The Davis administration is increasing funding for the hotel from the originally-forecast $10.3m to $19.4m, an 88.3 percent rise, which has almost certainly resulted from the Government having to hold the property for longer than anticipated after that deal collapsed in November 2022.

The extra $9.1m may seem relatively minor when measured against the Government’s projected $3bn in recurrent spending for the 2022-2023 fiscal year, but the taxpayer’s total Grand Lucayan exposure - including the initial $65m purchase price paid to Hutchison Whampoa’s real estate arm in September 2018 - is now likely to be moving close to the $200m mark. Many Bahamians will likely only believe the resort has been sold when they actually see it happening.



Meanwhile, both Mr Cooper and Ian Rolle, the Grand Bahama Port Authority’s (GBPA) president, touted “about $1bn of new investment projects coming out of the pipeline for Grand Bahama” during their respective presentations. The deputy prime minister referred to a new 95-acre eco tourism project, being spearheaded by a US investor group, that is targeted for an area near Holmes Rock in west Grand Bahama. The land purchase for the development is set to close shortly.

More than half of the $1bn that the two men identified is likely to come from just two projects - the $200m Carnival Cruise Port and the $350m-$400m investment by the Grand Bahama Shipyard in two new dry docks, which are likely to become operational by the end of 2025 moving into 2026. Other major projects include the $200m Grand Bahama International Airport redevelopment, plus Weller Development’s $200m-$250m Six Senses resort.

Mr Rolle’s presentation yesterday gave a glimpse of Barbary Town, which is thought to be an additional project that Weller plans to undertake on a 2,000-acre land option it has acquired in the Barbary Beach area. Thought to be close to obtaining government approval, several sources have suggested it will be equivalent to Freeport’s version of Lyford Cay without the gated community, while also featuring at least two resorts alongside the high-end real estate.

Neither Mr Rolle nor Marc Weller, Weller’s founding partner and president, mentioned this in their respective presentations yesterday. However, the former said: “What we see is major real estate development happening over the next few years as well.

“Over $1bn of investment is in the pipeline. Some of those projects have already started, some have had their business licence applications approved, and some are going through getting their business licences approved.”

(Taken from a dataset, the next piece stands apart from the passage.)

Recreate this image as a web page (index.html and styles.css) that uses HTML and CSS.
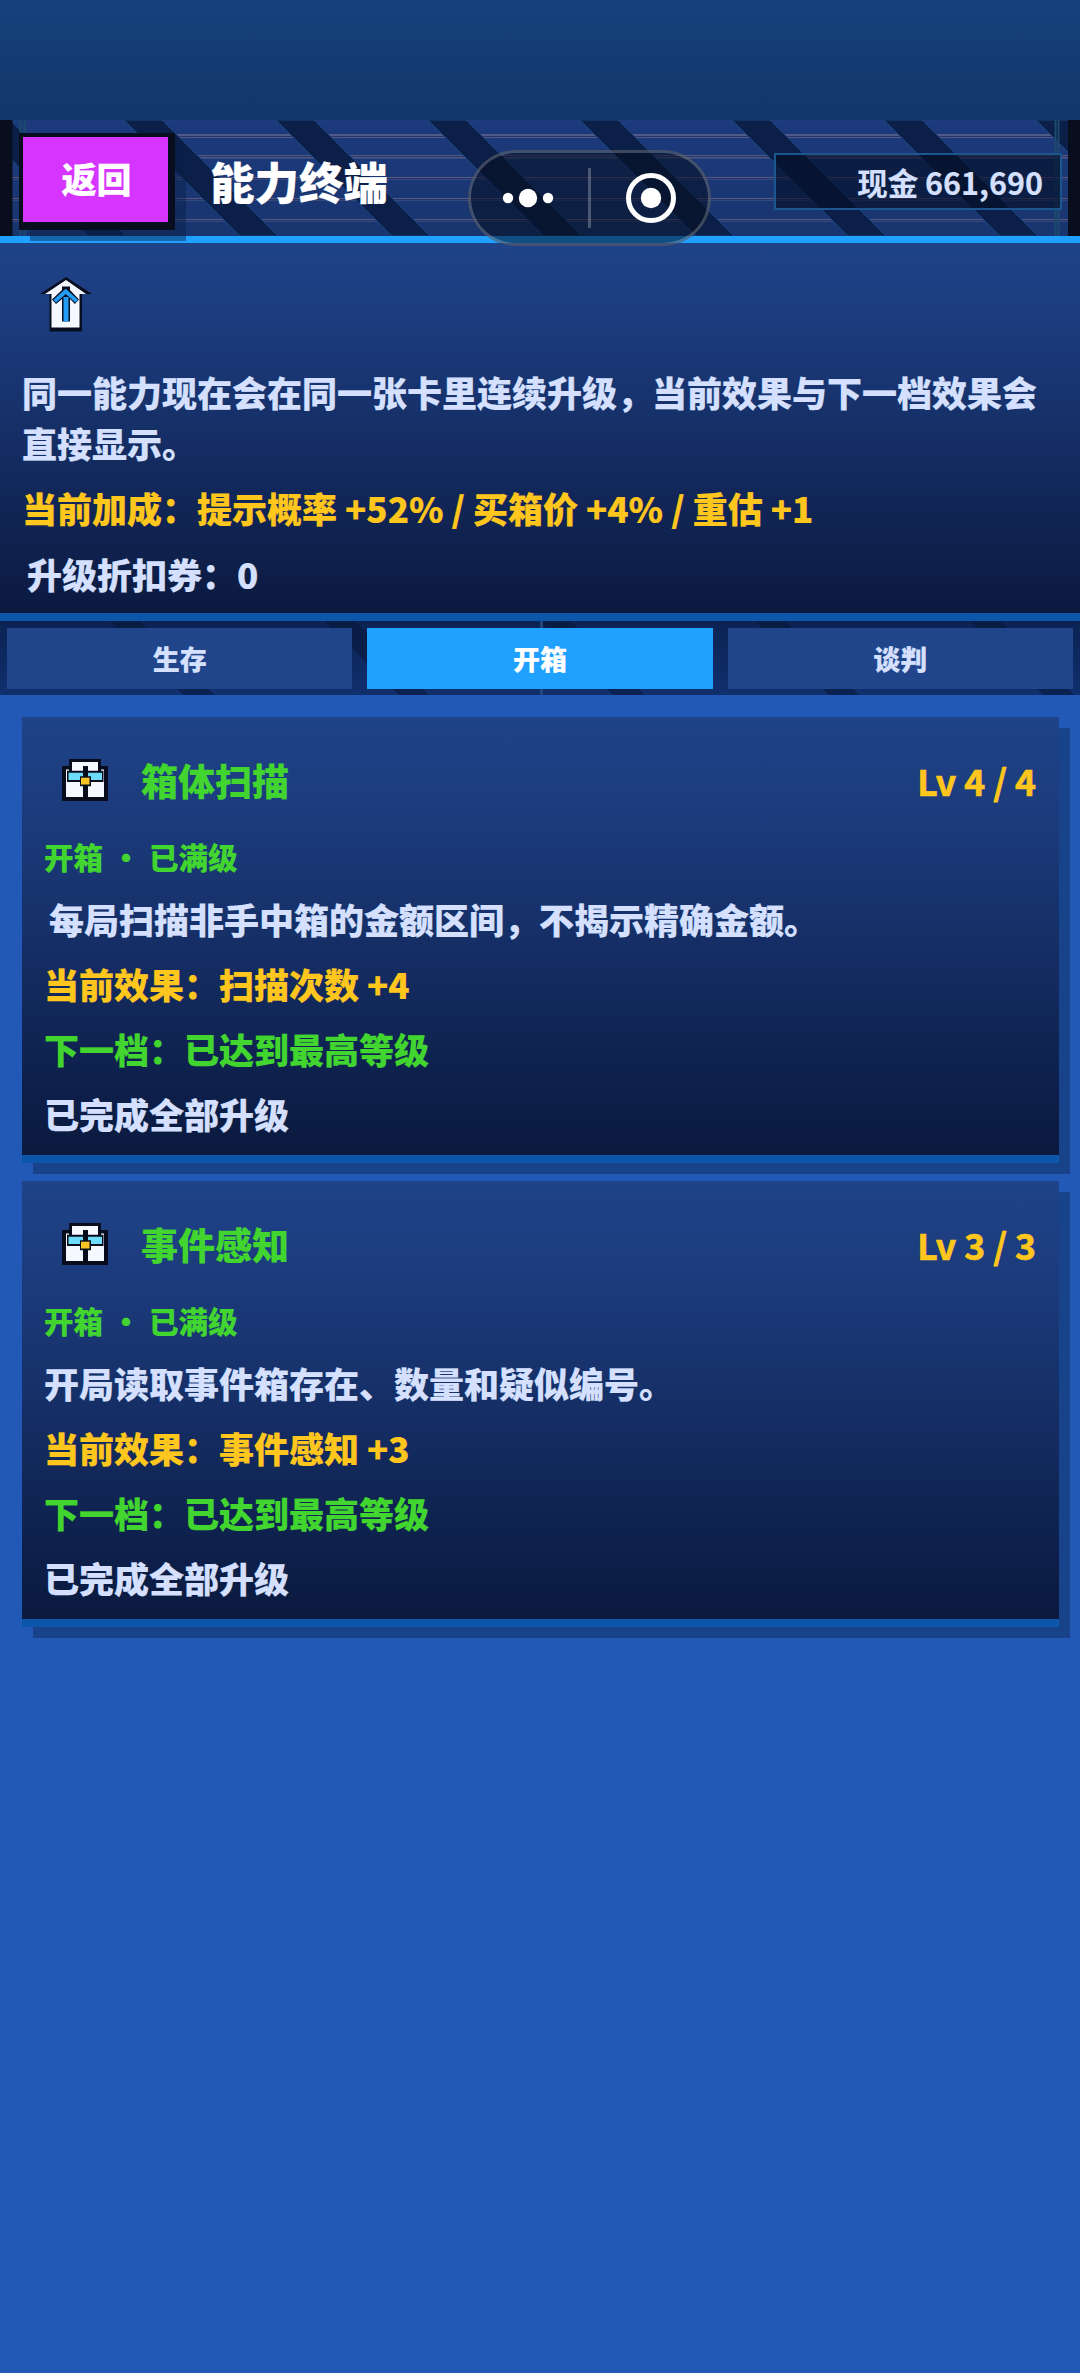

The GBPA president confirmed that Royal Caribbean’s $70m cruise port expansion, and redevelopment of Freeport Harbour in partnership with ITM Group and another party who he did not identify remains on the table. He added that both Carnival and Royal Caribbean’s investments are projected to each bring one million cruise visitors per annum to Grand Bahama once fully operational.

Urging Bahamian entrepreneurs to develop new and expanded tours, excursions and attractions in preparation for this potential visitor influx, Mr Rolle said the second phase of the Western Atlantic Medical School expansion is expected to begin shortly as plans have already been submitted. “The idea is to focus on these types of investment because we believe Freeport has the right environment for them,” he added.

Mr Rolle also hailed the former Minnis administration’s Commercial Enterprises Act for helping to entice the EY accounting firm to establish an international office in Freeport, as its expatriate staff were able to obtain “quickly” BH1B work visas under that law’s provisions. The company is now seeking to expand its Freeport operation and will start construction on a building in Freeport’s Mall area within the next few months.